The innovations of the future depend on a thriving science sector collaborating closely with industry, government, and civil society: the so-called quadruple helix. Universities are key players in this arena too. Not all science is developed in universities, but the fundamental research that underlies most of the innovative products and services coming to market has its origins there.

Managing the research ecosystem effectively is a task best carried out in tandem with education policy. As Wilhelm von Humboldt said, education and research are two sides of the same coin. Entrepreneurship and skills for employability are often the product of a well-functioning system that fosters education and science in parallel, sponsored by a minster with responsibility for both.

As well as being acutely aware of the above, every ACU member university is focussed on the big themes. Sustainable development, the climate crisis, the digital divide and access in an age of AI are the kinds of cross-cutting themes that are best discussed in a forum that brings a diverse set of university leaders together in ways that allow open debate.

It’s even better if their deliberations can help inform ministers of education through a sound evidence base.

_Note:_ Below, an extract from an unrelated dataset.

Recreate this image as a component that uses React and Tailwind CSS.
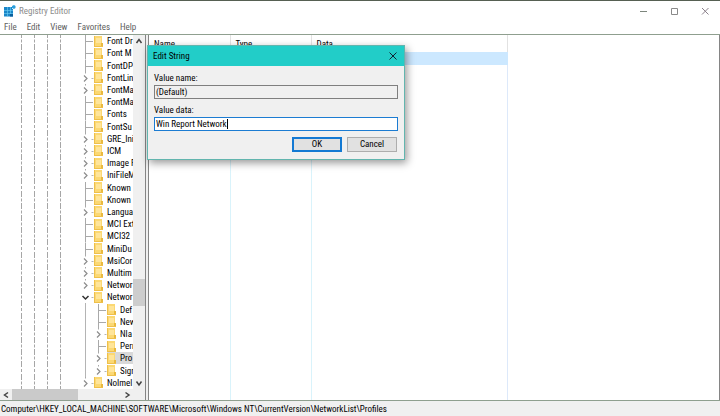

That’s why the ACU, at the invitation by the Commonwealth Secretariat, has set up the Higher Education Taskforce, which is discussing all of these matters with a view to making recommendations to the forthcoming Commonwealth Education Ministers meeting.

Vice-chancellors from the broader membership of the ACU will be gathering in London in the same week to take those discussions forward, and the results, in due course, will be presented at the Commonwealth Heads of Government Meeting in Samoa in October 2024.

Dialogue between ministers and universities is always important, and must consist of much more than lobbying for improved funding. Understanding and debating the options for higher education funding is critical, but discussion of the broader questions on which our collective future prospects depend is equally important.

That is what we hope to achieve in the coming year, and it will remain a priority for the ACU into the future.